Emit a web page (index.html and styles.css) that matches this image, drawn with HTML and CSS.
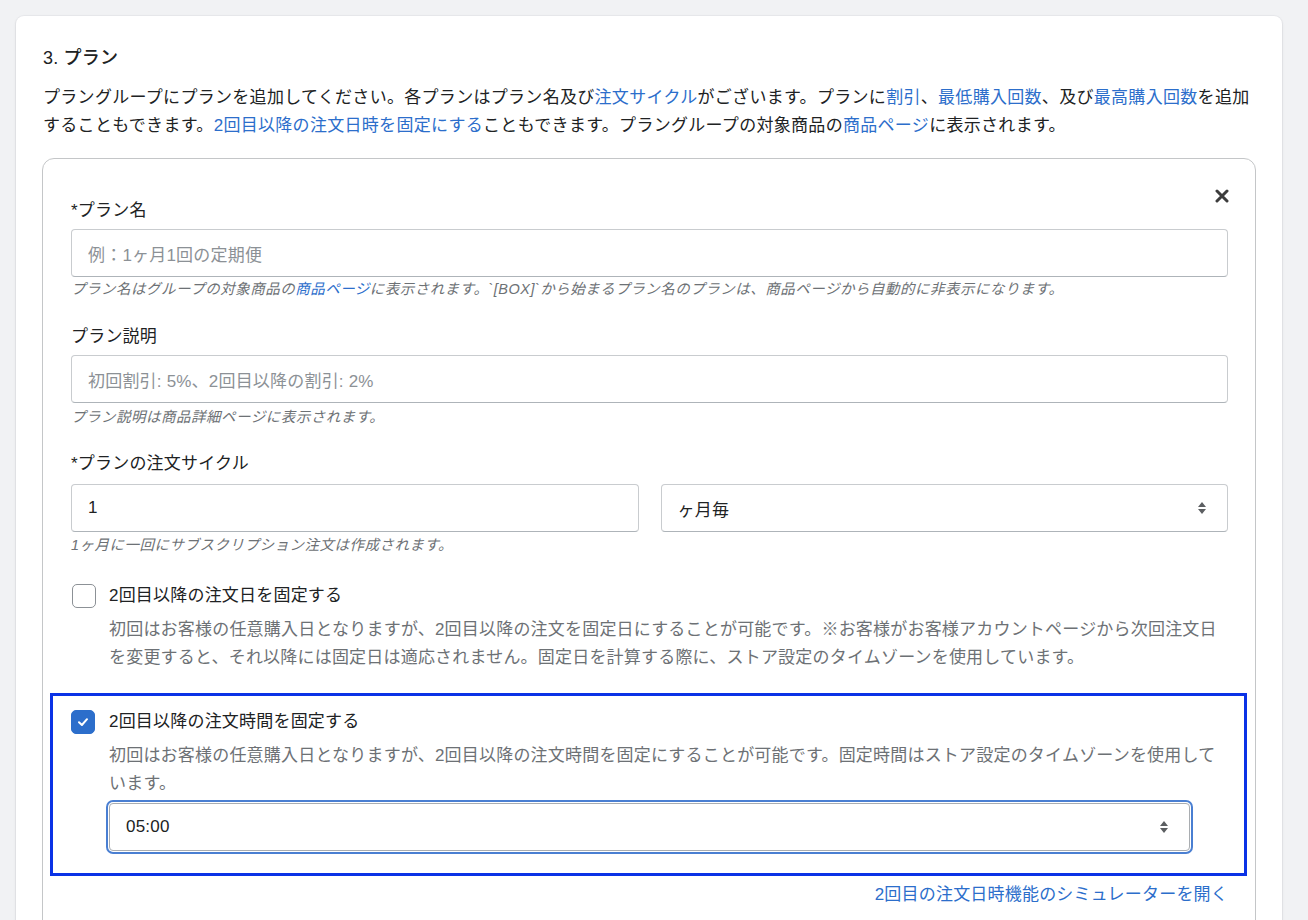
FILE: index.html
```html
<!DOCTYPE html>
<html lang="ja">
<head>
<meta charset="utf-8">
<title>プラン</title>
<link rel="stylesheet" href="styles.css">
</head>
<body>
<div class="card">
  <h2 class="title">3. プラン</h2>
  <p class="intro">プラングループにプランを追加してください。各プランはプラン名及び<a class="link">注文サイクル</a>がございます。プランに<a class="link">割引</a>、<a class="link">最低購入回数</a>、及び<a class="link">最高購入回数</a>を追加することもできます。<a class="link">2回目以降の注文日時を固定にする</a>こともできます。プラングループの対象商品の<a class="link">商品ページ</a>に表示されます。</p>

  <div class="plan">
    <button class="close" type="button" aria-label="閉じる">
      <svg width="14" height="14" viewBox="0 0 14 14"><path d="M2 2 L12 12 M12 2 L2 12" stroke="#3d3d3d" stroke-width="3" stroke-linecap="round"/></svg>
    </button>

    <div class="field">
      <div class="label">*プラン名</div>
      <div class="input placeholder">例：1ヶ月1回の定期便</div>
      <p class="help">プラン名はグループの対象商品の<a class="link">商品ページ</a>に表示されます。`[BOX]`から始まるプラン名のプランは、商品ページから自動的に非表示になります。</p>
    </div>

    <div class="field field-2">
      <div class="label">プラン説明</div>
      <div class="input placeholder">初回割引: 5%、2回目以降の割引: 2%</div>
      <p class="help help-2">プラン説明は商品詳細ページに表示されます。</p>
    </div>

    <div class="field field-3">
      <div class="label label-3">*プランの注文サイクル</div>
      <div class="row-2">
        <div class="input">1</div>
        <div class="input select">
          <span>ヶ月毎</span>
          <svg class="arrows" width="10" height="16" viewBox="0 0 10 16"><path d="M5 2 L9 7 H1 Z M5 14 L9 9 H1 Z" fill="#5c5f62"/></svg>
        </div>
      </div>
      <p class="help help-3">1ヶ月に一回にサブスクリプション注文は作成されます。</p>
    </div>

    <div class="check-block">
      <div class="check-row">
        <span class="checkbox"></span>
        <span class="check-label">2回目以降の注文日を固定する</span>
      </div>
      <p class="check-desc">初回はお客様の任意購入日となりますが、2回目以降の注文を固定日にすることが可能です。※お客様がお客様アカウントページから次回注文日を変更すると、それ以降には固定日は適応されません。固定日を計算する際に、ストア設定のタイムゾーンを使用しています。</p>
    </div>

    <div class="highlight">
      <div class="check-row">
        <span class="checkbox checked">
          <svg width="14" height="14" viewBox="0 0 14 14"><path d="M3 7.3 L5.9 10 L11 4.2" fill="none" stroke="#fff" stroke-width="2" stroke-linecap="round" stroke-linejoin="round"/></svg>
        </span>
        <span class="check-label">2回目以降の注文時間を固定する</span>
      </div>
      <div class="check-body">
        <p class="check-desc-inner">初回はお客様の任意購入日となりますが、2回目以降の注文時間を固定にすることが可能です。固定時間はストア設定のタイムゾーンを使用しています。</p>
        <div class="input select focused">
          <span>05:00</span>
          <svg class="arrows" width="10" height="16" viewBox="0 0 10 16"><path d="M5 2 L9 7 H1 Z M5 14 L9 9 H1 Z" fill="#5c5f62"/></svg>
        </div>
      </div>
    </div>

    <div class="sim">
      <a class="link">2回目の注文日時機能のシミュレーターを開く</a>
    </div>
  </div>
</div>
</body>
</html>
```

FILE: styles.css
```css
* { box-sizing: border-box; }

html, body {
  margin: 0;
  padding: 0;
}

body {
  background: #f1f2f4;
  padding: 16px 26px 0 16px;
  font-family: "Liberation Sans", "Noto Sans CJK JP", sans-serif;
  color: #202223;
  font-size: 17px;
  letter-spacing: 0.2px;
  height: 920px;
  overflow: hidden;
}

.card {
  background: #fff;
  border-radius: 8px;
  box-shadow: 0 0 0 1px rgba(63, 63, 68, 0.04), 0 1px 3px rgba(63, 63, 68, 0.12);
  padding: 28px 26px 40px 26px;
  width: 1266px;
}

.title {
  margin: 0 0 0 1px;
  font-size: 18px;
  font-weight: 500;
  line-height: 28px;
}

.intro {
  margin: 12px 0 0 1px;
  line-height: 28px;
  letter-spacing: 0.3px;
}

.link {
  color: #2c6ecb;
  text-decoration: none;
  cursor: pointer;
}

.plan {
  position: relative;
  margin-top: 18px;
  border: 1px solid #c4c6c8;
  border-radius: 12px;
  padding: 38px 27px 30px 28px;
}

.close {
  position: absolute;
  top: 30px;
  right: 26px;
  width: 14px;
  height: 14px;
  padding: 0;
  border: 0;
  background: none;
  display: flex;
}

.label {
  line-height: 28px;
  margin-bottom: 4px;
}

.label-3 { margin-bottom: 6px; }

.input {
  height: 48px;
  border: 1px solid #c9cccf;
  border-bottom-color: #aeb4b9;
  border-radius: 4px;
  padding: 0 16px;
  display: flex;
  align-items: center;
  font-size: 17px;
  background: #fff;
}

.placeholder { color: #8c9196; }

.select {
  justify-content: space-between;
  padding-right: 20px;
}

.arrows { display: block; }

.help {
  margin: 2px 0 0 0;
  font-size: 14.5px;
  letter-spacing: 0.5px;
  line-height: 20px;
  font-style: italic;
  color: #6d7175;
}

.help-2 { margin-top: 4px; }
.help-3 { margin-top: 3px; }

.field-2 { margin-top: 24px; }
.field-3 { margin-top: 23px; }

.row-2 {
  display: grid;
  grid-template-columns: 1fr 1fr;
  gap: 22px;
}

.check-block { margin-top: 27px; }

.check-row {
  display: flex;
  align-items: center;
  height: 28px;
  gap: 13px;
}

.checkbox {
  width: 24px;
  height: 24px;
  border: 1.5px solid #8c9196;
  border-radius: 5px;
  background: #fff;
  display: flex;
  align-items: center;
  justify-content: center;
  flex: none;
  margin-left: 1px;
  margin-right: 0;
}

.checkbox.checked {
  background: #2c6ecb;
  border-color: #2c6ecb;
  margin-left: 0;
  margin-right: 1px;
}

.check-label { line-height: 28px; }

.check-desc {
  margin: 6px 0 0 0;
  padding-left: 38px;
  line-height: 28px;
  color: #6d7175;
}

.highlight {
  margin: 21px -19px 0 -21px;
  border: 3px solid #0a32e6;
  padding: 12px 19px 22px 18px;
}

.check-body { padding-left: 38px; }

.check-desc-inner {
  margin: 6px 0 0 0;
  line-height: 28px;
  color: #6d7175;
}

.focused {
  margin-top: 5px;
  margin-right: 35px;
  border-color: #a9adb1;
  box-shadow: 0 0 0 1px #fff, 0 0 0 3px #4a7fd2;
}

.sim {
  margin-top: 5px;
  text-align: right;
  line-height: 28px;
}
```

━━━

Problem requirements.
From the data above, count the lines where "styles" occurs and give that figure and nothing else.

Response to this task.
3